Di Maio è un giovane del Sud...
Ed è anche il ministro del Lavoro e dello Sviluppo economico e ha le leve per dare risposte.

Che può fare?
Agevolare chi vuole investire. Serve una fiscalità di vantaggio per le imprese che assumono giovani. E soprattutto se sono imprese del Sud. Qui le agevolazioni dovrebbero essere pari al 100 per cento. Lo dico ancora più chiaro: niente tasse per chi assume giovani al Sud. Una misura strutturale, secca.

L’altra battaglia del governo è la flat tax.
Giusto far calare le tasse. Ma anche qui credo che debba essere assolutamente chiaro che serve una profonda riforma del fisco che premi il lavoro. Dico meno tasse sulle buste paghe dei lavoratori dipendenti, meno tasse per i pensionati, meno tasse per le famiglie. E, invece, non vedo impegni chiari, concreti, definiti. Vedo, invece, troppe ombre. Io vorrei una lotta fortissima all’evasione, non piccoli o grandi condoni. La pace fiscale? C’è una evasione accertata dall’Unione europea di 35 miliardi ogni anno solo sull’Iva. Mi pare che sarebbe giusto mettere la testa qui.

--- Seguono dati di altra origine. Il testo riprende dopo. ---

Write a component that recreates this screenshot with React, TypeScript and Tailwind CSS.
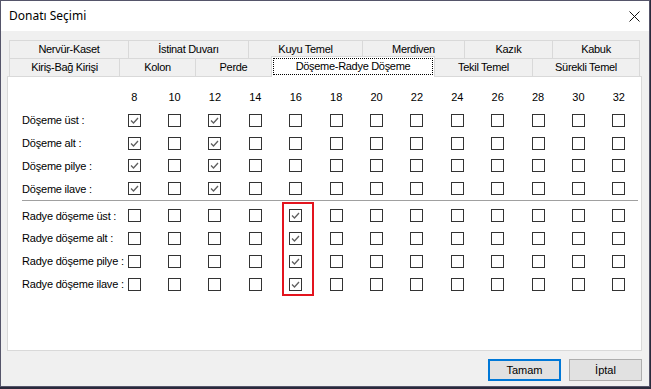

C’è qualcosa che la convince in questo Def?
Pensioni quota 100 è una buona base di partenza. Ma così come è stato immaginato rischia di penalizzare migliaia di donne che non potranno mai arrivare, soprattutto nel Sud, a 38 anni di contributi. Si devono trovare meccanismi nuovi e allora faccio una proposta: per ogni figlio un anno di contribuzione. Il valore della maternità va finalmente riconosciuto.